The for loop processes each number in the array exactly once. Before inserting a number into the set, the algorithm checks whether it already exists.
If the value is already present, that means we have encountered the repeated element, so the function immediately returns it.
Otherwise, the number is added to the set and traversal continues.
The final return -1 statement is technically unnecessary because the problem guarantees a valid answer, but it satisfies Python's requirement that all execution paths return a value.
Go Solution
func repeatedNTimes(nums []int) int {
seen := make(map[int]bool)
for _, number := range nums {
if seen[number] {
return number
}
seen[number] = true
}
return -1
}
The Go solution follows the same logic as the Python implementation.
Since Go does not have a built-in set type, we simulate one using map[int]bool. The map keys represent values we have already seen.
During iteration:
- If
seen[number]is alreadytrue, we return the duplicate - Otherwise, we store the number in the map
There are no integer overflow concerns because the constraints are very small. The solution also works correctly for empty-like edge behavior, although the problem guarantees a valid non-empty input.
Worked Examples
Example 1
nums = [1,2,3,3]
| Step | Current Number | Seen Set | Action |
|---|---|---|---|
| 1 | 1 | {} | Add 1 |
| 2 | 2 | {1} | Add 2 |
| 3 | 3 | {1,2} | Add 3 |
| 4 | 3 | {1,2,3} | Duplicate found, return 3 |
Result:
3
Example 2
nums = [2,1,2,5,3,2]
| Step | Current Number | Seen Set | Action |
|---|---|---|---|
| 1 | 2 | {} | Add 2 |
| 2 | 1 | {2} | Add 1 |
| 3 | 2 | {1,2} | Duplicate found, return 2 |
Result:
2
Example 3
nums = [5,1,5,2,5,3,5,4]
| Step | Current Number | Seen Set | Action |
|---|---|---|---|
| 1 | 5 | {} | Add 5 |
| 2 | 1 | {5} | Add 1 |
| 3 | 5 | {1,5} | Duplicate found, return 5 |
Result:
5
Complexity Analysis
| Measure | Complexity | Explanation |
|---|---|---|
| Time | O(n) | Each element is processed once |
| Space | O(n) | The hash set may store up to n unique values |
The algorithm performs a single linear scan through the array. Each hash set lookup and insertion operation takes average constant time.

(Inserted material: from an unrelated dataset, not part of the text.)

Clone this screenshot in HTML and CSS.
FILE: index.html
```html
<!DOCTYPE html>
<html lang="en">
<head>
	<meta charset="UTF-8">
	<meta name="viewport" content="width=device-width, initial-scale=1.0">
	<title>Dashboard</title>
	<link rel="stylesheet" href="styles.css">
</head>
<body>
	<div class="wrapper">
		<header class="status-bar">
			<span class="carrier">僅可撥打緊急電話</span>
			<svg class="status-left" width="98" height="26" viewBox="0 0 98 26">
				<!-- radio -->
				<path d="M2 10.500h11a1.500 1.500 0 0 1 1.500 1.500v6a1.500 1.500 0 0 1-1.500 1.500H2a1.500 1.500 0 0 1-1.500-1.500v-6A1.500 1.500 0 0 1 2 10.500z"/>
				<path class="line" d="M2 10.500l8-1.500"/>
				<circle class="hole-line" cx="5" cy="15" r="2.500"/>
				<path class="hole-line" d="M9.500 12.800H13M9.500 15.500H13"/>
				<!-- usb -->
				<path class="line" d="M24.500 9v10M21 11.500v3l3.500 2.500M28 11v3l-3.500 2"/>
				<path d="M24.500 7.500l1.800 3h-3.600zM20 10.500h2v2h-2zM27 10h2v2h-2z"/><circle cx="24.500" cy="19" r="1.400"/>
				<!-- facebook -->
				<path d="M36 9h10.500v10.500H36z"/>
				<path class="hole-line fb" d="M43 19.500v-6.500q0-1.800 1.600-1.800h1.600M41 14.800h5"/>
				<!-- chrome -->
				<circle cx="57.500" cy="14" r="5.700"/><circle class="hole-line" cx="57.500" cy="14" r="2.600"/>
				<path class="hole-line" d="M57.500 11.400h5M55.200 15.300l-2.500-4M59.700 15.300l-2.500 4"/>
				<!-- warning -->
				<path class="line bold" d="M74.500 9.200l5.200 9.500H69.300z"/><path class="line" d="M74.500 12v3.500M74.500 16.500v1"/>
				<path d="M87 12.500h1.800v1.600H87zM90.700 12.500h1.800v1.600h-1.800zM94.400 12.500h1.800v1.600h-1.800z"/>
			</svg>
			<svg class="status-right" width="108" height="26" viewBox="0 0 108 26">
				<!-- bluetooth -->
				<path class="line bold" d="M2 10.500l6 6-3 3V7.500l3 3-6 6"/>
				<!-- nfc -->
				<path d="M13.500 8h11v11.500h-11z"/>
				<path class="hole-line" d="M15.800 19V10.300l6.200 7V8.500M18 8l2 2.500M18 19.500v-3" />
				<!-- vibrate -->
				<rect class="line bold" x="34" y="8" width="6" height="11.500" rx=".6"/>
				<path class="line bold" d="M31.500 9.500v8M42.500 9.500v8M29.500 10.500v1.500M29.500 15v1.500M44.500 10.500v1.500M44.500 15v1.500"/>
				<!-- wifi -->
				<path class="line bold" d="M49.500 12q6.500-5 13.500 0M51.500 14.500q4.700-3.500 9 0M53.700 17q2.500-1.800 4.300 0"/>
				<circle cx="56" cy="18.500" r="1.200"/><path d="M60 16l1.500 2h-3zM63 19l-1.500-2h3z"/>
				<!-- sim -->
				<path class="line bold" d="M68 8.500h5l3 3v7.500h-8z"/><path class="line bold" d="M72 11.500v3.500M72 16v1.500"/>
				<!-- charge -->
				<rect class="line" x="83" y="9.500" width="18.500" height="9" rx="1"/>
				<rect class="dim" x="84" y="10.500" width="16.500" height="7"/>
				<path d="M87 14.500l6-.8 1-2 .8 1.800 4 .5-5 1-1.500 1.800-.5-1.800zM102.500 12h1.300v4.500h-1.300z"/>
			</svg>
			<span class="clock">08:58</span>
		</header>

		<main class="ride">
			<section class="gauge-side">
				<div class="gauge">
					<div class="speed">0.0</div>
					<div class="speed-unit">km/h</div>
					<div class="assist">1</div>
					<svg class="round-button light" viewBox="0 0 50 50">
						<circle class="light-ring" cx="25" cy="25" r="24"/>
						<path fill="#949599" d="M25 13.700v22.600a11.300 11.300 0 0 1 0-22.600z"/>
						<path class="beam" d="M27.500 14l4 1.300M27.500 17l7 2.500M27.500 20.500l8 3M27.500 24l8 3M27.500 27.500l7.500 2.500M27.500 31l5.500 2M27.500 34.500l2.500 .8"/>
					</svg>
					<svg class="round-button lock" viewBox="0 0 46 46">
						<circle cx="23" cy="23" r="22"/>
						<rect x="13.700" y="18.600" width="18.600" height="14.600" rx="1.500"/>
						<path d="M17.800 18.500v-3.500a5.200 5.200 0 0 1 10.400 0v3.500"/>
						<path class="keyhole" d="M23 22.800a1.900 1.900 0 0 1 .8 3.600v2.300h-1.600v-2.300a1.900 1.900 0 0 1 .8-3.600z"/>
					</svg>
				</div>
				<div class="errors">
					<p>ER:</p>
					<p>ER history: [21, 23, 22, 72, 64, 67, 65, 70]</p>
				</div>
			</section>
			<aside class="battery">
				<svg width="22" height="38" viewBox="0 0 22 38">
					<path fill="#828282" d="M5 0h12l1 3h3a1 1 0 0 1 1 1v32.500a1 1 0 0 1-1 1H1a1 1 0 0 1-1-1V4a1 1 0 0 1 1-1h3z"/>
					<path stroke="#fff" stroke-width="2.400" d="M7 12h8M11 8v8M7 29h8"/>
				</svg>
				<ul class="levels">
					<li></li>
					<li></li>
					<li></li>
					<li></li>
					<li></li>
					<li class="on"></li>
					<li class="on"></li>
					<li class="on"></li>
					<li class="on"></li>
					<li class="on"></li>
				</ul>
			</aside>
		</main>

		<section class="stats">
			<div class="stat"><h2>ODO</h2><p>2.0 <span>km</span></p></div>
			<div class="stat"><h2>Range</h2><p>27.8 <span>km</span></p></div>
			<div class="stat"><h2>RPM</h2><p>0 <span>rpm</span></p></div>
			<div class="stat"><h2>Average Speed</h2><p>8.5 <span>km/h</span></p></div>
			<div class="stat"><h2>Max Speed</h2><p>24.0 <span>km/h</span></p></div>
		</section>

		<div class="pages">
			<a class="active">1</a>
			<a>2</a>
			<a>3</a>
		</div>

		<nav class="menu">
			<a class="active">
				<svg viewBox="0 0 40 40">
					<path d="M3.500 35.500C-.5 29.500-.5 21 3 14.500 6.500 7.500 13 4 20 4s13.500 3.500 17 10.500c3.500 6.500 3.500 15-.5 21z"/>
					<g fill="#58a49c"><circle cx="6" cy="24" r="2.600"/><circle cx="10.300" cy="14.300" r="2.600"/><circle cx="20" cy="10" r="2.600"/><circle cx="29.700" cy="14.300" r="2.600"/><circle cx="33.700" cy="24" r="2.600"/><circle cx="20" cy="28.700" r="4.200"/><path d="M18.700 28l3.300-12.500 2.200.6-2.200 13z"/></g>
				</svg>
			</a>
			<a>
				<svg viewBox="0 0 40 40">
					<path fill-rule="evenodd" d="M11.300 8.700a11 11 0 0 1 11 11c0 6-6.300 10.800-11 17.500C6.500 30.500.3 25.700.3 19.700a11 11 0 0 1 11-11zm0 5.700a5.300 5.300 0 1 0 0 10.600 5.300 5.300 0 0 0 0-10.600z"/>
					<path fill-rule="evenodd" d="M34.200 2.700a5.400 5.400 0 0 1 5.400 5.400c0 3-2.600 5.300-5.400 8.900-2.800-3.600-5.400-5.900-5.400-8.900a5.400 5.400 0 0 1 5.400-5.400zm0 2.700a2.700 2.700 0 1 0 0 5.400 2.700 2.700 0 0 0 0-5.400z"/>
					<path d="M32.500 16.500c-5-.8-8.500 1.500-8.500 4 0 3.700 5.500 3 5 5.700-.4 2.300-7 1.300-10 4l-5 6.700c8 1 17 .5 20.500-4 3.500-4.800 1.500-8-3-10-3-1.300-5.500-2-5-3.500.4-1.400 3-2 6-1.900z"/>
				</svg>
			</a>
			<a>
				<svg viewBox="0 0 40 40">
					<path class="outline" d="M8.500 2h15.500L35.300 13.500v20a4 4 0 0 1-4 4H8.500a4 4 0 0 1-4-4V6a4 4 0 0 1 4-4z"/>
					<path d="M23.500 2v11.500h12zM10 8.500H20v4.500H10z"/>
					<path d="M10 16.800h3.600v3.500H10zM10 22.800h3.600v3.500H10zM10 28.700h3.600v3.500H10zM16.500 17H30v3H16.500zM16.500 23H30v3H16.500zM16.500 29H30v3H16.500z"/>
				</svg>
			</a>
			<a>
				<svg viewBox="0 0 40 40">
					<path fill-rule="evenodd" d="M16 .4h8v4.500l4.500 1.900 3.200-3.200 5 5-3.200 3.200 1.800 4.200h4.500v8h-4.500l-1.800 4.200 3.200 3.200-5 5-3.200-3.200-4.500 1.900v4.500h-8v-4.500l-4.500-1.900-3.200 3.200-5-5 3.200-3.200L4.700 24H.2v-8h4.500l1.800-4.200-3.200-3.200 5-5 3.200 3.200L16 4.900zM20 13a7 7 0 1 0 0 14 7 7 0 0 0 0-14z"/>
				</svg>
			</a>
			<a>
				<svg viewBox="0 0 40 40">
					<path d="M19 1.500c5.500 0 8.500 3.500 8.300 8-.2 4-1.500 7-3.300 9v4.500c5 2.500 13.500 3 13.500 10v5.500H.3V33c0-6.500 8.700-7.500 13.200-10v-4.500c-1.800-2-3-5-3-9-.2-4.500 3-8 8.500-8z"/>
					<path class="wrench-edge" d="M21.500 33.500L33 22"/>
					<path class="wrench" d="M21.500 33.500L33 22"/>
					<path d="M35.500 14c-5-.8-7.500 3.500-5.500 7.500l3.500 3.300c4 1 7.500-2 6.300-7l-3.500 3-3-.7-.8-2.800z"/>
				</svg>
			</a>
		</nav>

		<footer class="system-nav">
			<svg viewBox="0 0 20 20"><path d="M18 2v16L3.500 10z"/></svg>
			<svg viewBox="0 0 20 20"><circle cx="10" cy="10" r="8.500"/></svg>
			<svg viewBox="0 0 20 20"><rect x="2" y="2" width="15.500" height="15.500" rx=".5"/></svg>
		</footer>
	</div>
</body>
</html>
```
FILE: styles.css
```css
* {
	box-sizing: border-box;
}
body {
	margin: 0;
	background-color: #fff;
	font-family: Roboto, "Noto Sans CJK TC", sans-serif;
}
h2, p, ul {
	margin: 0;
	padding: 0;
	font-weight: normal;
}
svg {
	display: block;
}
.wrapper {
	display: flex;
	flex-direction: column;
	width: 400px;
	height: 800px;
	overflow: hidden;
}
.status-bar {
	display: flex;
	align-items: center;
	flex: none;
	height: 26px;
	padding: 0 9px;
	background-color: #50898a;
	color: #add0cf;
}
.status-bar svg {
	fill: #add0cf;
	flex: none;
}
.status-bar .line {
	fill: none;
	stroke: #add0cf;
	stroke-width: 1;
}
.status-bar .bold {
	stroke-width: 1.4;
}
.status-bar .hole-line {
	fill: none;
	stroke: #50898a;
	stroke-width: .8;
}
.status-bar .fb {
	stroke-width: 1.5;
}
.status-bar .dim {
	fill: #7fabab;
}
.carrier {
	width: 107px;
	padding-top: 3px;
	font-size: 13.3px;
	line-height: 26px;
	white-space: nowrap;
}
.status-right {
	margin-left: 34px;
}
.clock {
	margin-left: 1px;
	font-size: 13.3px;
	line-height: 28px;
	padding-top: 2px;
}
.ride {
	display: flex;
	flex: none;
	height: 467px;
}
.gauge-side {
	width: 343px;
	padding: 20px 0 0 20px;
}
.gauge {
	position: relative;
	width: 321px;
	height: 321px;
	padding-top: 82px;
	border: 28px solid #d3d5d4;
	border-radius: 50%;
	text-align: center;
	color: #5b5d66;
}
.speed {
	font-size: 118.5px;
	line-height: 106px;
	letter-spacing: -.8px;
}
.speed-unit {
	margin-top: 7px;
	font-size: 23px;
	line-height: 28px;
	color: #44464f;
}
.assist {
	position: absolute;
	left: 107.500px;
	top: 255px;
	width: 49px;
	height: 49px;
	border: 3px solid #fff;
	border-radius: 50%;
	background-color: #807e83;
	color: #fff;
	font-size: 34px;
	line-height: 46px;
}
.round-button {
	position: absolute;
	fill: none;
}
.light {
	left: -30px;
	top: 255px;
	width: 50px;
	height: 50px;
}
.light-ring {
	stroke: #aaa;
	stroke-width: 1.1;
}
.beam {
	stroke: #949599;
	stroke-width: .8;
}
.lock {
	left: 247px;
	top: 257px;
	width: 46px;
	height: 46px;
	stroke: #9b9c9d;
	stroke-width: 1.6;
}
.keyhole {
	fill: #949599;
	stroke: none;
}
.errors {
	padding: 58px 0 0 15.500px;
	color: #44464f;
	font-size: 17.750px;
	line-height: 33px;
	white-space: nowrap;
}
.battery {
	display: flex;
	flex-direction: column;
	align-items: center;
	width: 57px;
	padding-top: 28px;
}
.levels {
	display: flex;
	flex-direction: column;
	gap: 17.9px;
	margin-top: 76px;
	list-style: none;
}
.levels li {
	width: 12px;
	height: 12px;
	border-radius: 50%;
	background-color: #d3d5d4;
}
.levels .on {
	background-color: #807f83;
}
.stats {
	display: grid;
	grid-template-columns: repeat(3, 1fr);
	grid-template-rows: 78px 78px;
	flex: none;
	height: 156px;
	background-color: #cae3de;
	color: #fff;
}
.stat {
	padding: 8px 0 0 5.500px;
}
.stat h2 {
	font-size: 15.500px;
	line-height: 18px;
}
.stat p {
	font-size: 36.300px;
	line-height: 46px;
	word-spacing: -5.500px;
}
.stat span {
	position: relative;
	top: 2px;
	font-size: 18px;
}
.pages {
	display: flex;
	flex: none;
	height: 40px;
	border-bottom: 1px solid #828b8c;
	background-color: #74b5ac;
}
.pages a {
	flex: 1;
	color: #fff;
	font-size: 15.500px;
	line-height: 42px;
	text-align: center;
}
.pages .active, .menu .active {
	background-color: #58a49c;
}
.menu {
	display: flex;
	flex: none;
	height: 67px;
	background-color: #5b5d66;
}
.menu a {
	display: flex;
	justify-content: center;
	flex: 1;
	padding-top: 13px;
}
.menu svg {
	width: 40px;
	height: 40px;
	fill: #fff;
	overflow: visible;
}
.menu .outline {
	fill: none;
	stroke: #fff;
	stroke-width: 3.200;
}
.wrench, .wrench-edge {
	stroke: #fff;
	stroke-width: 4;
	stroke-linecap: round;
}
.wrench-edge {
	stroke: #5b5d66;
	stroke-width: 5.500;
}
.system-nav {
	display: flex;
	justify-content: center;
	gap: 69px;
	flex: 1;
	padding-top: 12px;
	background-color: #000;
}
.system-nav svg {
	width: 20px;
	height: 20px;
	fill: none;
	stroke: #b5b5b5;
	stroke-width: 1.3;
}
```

In the worst case, the set stores all unique elements before encountering the duplicate, which requires linear auxiliary space.
Test Cases
from typing import List
class Solution:
def repeatedNTimes(self, nums: List[int]) -> int:
seen = set()
for number in nums:
if number in seen:
return number
seen.add(number)
return -1
solution = Solution()
assert solution.repeatedNTimes([1,2,3,3]) == 3 # basic example
assert solution.repeatedNTimes([2,1,2,5,3,2]) == 2 # repeated element spread out
assert solution.repeatedNTimes([5,1,5,2,5,3,5,4]) == 5 # repeated many times
assert solution.repeatedNTimes([0,0,1,2]) == 0 # repeated value is zero
assert solution.repeatedNTimes([9,5,9,1]) == 9 # duplicate appears early
assert solution.repeatedNTimes([1,2,3,4,4,4,4,5]) == 4 # repeated element clustered
assert solution.repeatedNTimes([7,7,1,2]) == 7 # duplicate at beginning
assert solution.repeatedNTimes([1,2,3,4,5,6,6,6,6,6]) == 6 # larger repetition count
assert solution.repeatedNTimes([8,1,2,3,8,4,5,6,8,7]) == 8 # repeated element distributed
Test Summary
| Test | Why |
|---|---|
[1,2,3,3] |
Smallest standard example |
[2,1,2,5,3,2] |
Repeated element appears multiple times non-consecutively |
[5,1,5,2,5,3,5,4] |
Larger array with interleaved duplicates |
[0,0,1,2] |
Ensures zero is handled correctly |
[9,5,9,1] |
Duplicate detected early |
[1,2,3,4,4,4,4,5] |
Consecutive repeated values |
[7,7,1,2] |
Duplicate at the start |
[1,2,3,4,5,6,6,6,6,6] |
Higher repetition count |
[8,1,2,3,8,4,5,6,8,7] |
Duplicate spread across the array |
Edge Cases
One important edge case is the minimum input size. The smallest valid array has length 4, meaning n = 2. For example:
[1,2,2,3]
A buggy implementation might incorrectly assume larger input sizes or rely on multiple duplicate encounters. The hash set approach works immediately because it only needs a single repeated occurrence to identify the answer.
Another important edge case occurs when the repeated value is 0. Some implementations accidentally treat 0 as a special falsy value or fail to store it correctly in maps or sets. Since the algorithm uses standard hash set membership checks, 0 is handled exactly like any other integer.
A third edge case is when the repeated element appears consecutively at the beginning of the array, such as:
[7,7,1,2]
Some algorithms that rely on spacing patterns or delayed detection may fail here. The hash set solution correctly detects the duplicate on the second iteration and returns immediately.
Another subtle case occurs when the repeated element is distributed throughout the array rather than clustered together. For example:
[5,1,5,2,5,3,5,4]
The implementation does not rely on adjacency. It only relies on whether a value has been seen before, so distribution patterns do not affect correctness.